EDINBURGH – Von Zentralbankern wird nicht verlangt, dass sie große Stilisten sind. Die Fähigkeit, elegante Absätze zu verfassen, gehört normalerweise nicht zu ihrer Stellenbeschreibung. Bis vor kurzem arbeiteten viele führende Geldpolitiker nach dem Prinzip „je weniger man darüber spricht, desto besser“. Montagu Norman – von 1920 bis 1944 der Präsident der Bank of England – lebte nach dem Motto „nie erklären, nie entschuldigen“. In ähnlicher Weise bemerkte der ehemalige Vorsitzende der US-Notenbank, Alan Greenspan, einmal stolz, dass er „gelernt habe, mit großer Inkohärenz zu murmeln“.

Aber diese Ansichten sind nun passé. In den 1990er Jahren hielten hochrangige Beamte der BOE im Durchschnitt nur 13 Reden pro Jahr. Im letzten Jahrzehnt lag der Durchschnitt bei über 80, und die Tendenz zeigt nach oben. Ein ähnliches Muster lässt sich bei anderen Zentralbanken beobachten.

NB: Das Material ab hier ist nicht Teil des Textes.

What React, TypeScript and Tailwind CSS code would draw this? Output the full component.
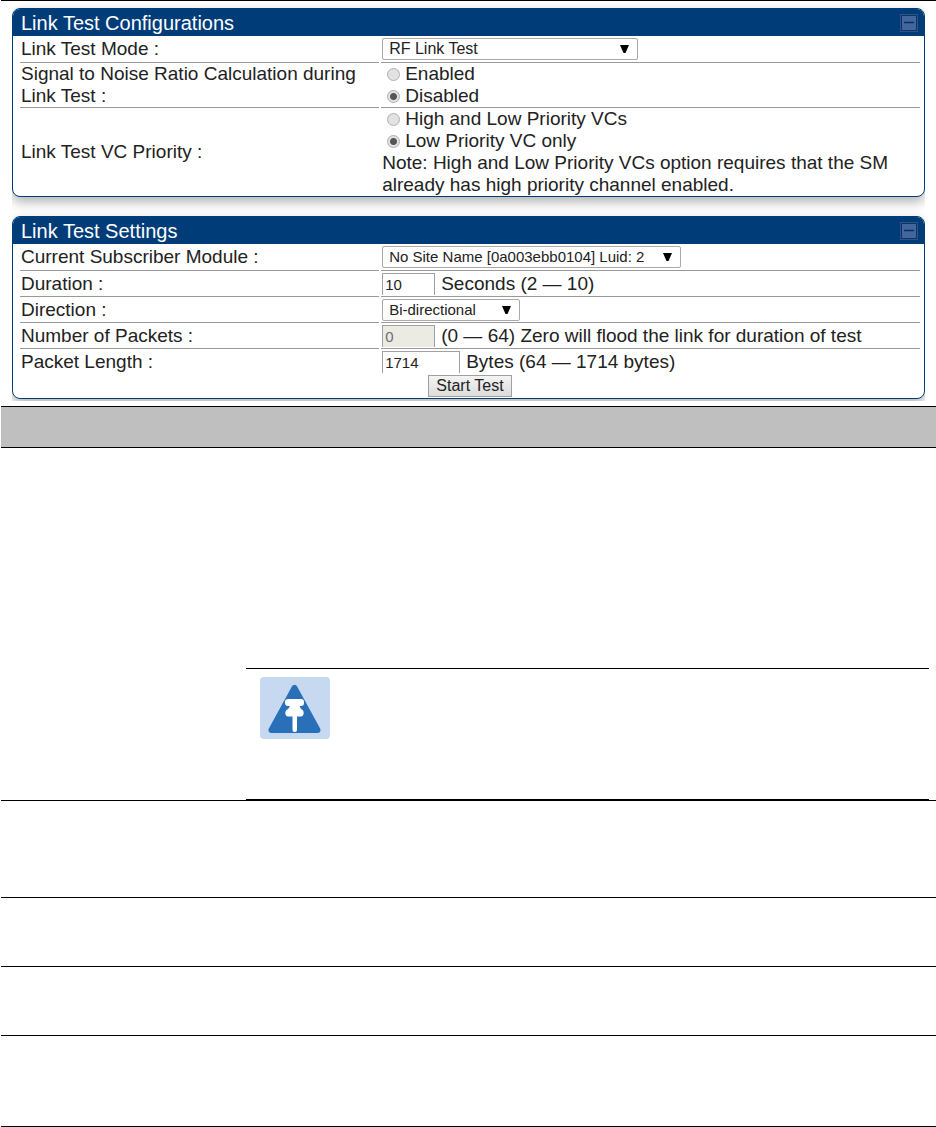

Das liegt nicht daran, dass sich die Zentralbanker jetzt danach sehnen, in der Öffentlichkeit zu stehen; privat würden wohl viele den Norman-Ansatz vorziehen. Man geht jedoch davon aus, dass ein Inflationszielsystem durch eine klare und glaubwürdige Steuerung der Erwartungen funktioniert. Überzeugen Sie die Wirtschaftsakteure davon, dass Sie Ihr Ziel in den meisten Fällen erreichen werden, und sie werden Ihnen einen Teil Ihrer Arbeit abnehmen, indem sie ihre Lohnforderungen zurückschrauben und die Preise stabil halten.